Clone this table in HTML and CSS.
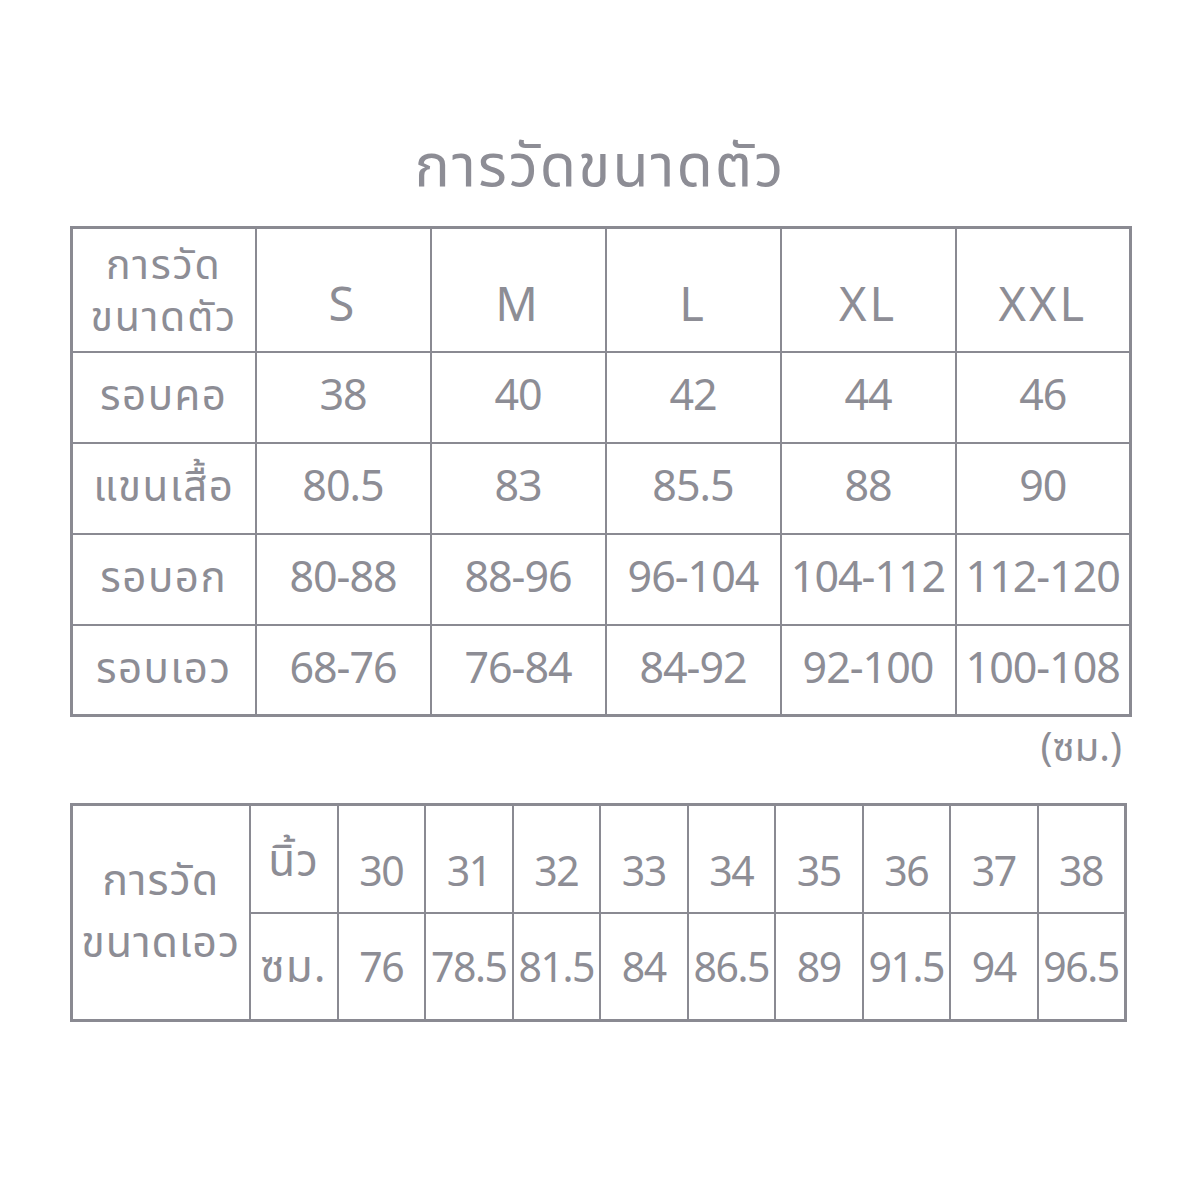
FILE: index.html
```html
<!DOCTYPE html>
<html lang="th">
<head>
<meta charset="utf-8">
<link rel="stylesheet" href="styles.css">
</head>
<body>
<div class="page">
  <h1 class="title">การวัดขนาดตัว</h1>
  <table class="chart body-chart">
    <colgroup>
      <col class="c-label"><col class="c-size"><col class="c-size"><col class="c-size"><col class="c-size"><col class="c-size">
    </colgroup>
    <tr class="head-row">
      <td class="label head-label"><span class="line">การวัด</span><span class="line">ขนาดตัว</span></td>
      <td class="size">S</td><td class="size">M</td><td class="size">L</td><td class="size">XL</td><td class="size">XXL</td>
    </tr>
    <tr><td class="label">รอบคอ</td><td>38</td><td>40</td><td>42</td><td>44</td><td>46</td></tr>
    <tr><td class="label">แขนเสื้อ</td><td>80.5</td><td>83</td><td>85.5</td><td>88</td><td>90</td></tr>
    <tr><td class="label">รอบอก</td><td>80-88</td><td>88-96</td><td>96-104</td><td>104-112</td><td>112-120</td></tr>
    <tr><td class="label">รอบเอว</td><td>68-76</td><td>76-84</td><td>84-92</td><td>92-100</td><td>100-108</td></tr>
  </table>
  <div class="unit-note">(ซม.)</div>
  <table class="chart waist-chart">
    <colgroup>
      <col class="w-label"><col class="w-unit">
      <col class="w-val"><col class="w-val"><col class="w-val"><col class="w-val"><col class="w-val"><col class="w-val"><col class="w-val"><col class="w-val"><col class="w-val">
    </colgroup>
    <tr class="inch-row">
      <td class="label waist-label" rowspan="2"><span class="line">การวัด</span><span class="line">ขนาดเอว</span></td>
      <td class="unit">นิ้ว</td>
      <td>30</td><td>31</td><td>32</td><td>33</td><td>34</td><td>35</td><td>36</td><td>37</td><td>38</td>
    </tr>
    <tr class="cm-row">
      <td class="unit">ซม.</td>
      <td>76</td><td>78.5</td><td>81.5</td><td>84</td><td>86.5</td><td>89</td><td>91.5</td><td>94</td><td>96.5</td>
    </tr>
  </table>
</div>
</body>
</html>
```
FILE: styles.css
```css
html, body {
  margin: 0;
  padding: 0;
  background: #ffffff;
}
.page {
  width: 1200px;
  height: 1200px;
  padding-top: 126px;
  box-sizing: border-box;
  font-family: "Noto Sans Thai", "Noto Sans Thai UI", "Noto Sans", "DejaVu Sans", sans-serif;
  color: #8d8d95;
}
.title {
  margin: 0;
  height: 100px;
  text-align: center;
  font-size: 59px;
  font-weight: 400;
  line-height: 84px;
  letter-spacing: 2px;
  color: #8d8d95;
}
.chart {
  margin-left: 70px;
  width: 1055px;
  border-collapse: collapse;
  table-layout: fixed;
  border: 3px solid #8a8a92;
}
.chart td {
  border: 2px solid #8a8a92;
  text-align: center;
  vertical-align: middle;
  padding: 0;
  font-size: 43px;
  line-height: 50px;
  letter-spacing: -1px;
  white-space: nowrap;
}
.line {
  display: block;
}
.body-chart .c-label { width: 184px; }
.body-chart .c-size { width: 175px; }
.body-chart tr { height: 91px; }
.body-chart .head-row { height: 124px; }
.body-chart .size { font-size: 47px; padding-top: 34px; letter-spacing: 3px; }
.chart .label { font-size: 42px; letter-spacing: 1.5px; }
.body-chart .head-label { font-size: 41px; line-height: 52px; padding-top: 4px; letter-spacing: 1.8px; }
.unit-note {
  width: 1122px;
  text-align: right;
  font-size: 40px;
  line-height: 44px;
  height: 86px;
  padding-top: 10px;
  box-sizing: border-box;
}
.waist-chart .w-label { width: 178px; }
.waist-chart .w-unit { width: 88px; }
.waist-chart .w-val { width: 87.5px; }
.waist-chart tr { height: 108px; }
.waist-chart .inch-row td { padding-top: 28px; }
.waist-chart .cm-row td { padding-top: 6px; }
.waist-chart td { font-size: 41px; letter-spacing: -1.5px; }
.waist-chart .waist-label { font-size: 43px; line-height: 62px; letter-spacing: 1px; }
.waist-chart .inch-row .waist-label { padding-top: 0; }
.waist-chart .unit { font-size: 44px; letter-spacing: 1px; }
.waist-chart .inch-row .unit { padding-top: 8px; }
```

Task: Report the number of lines that include the string "table"; return nothing but the count.

Task response: 6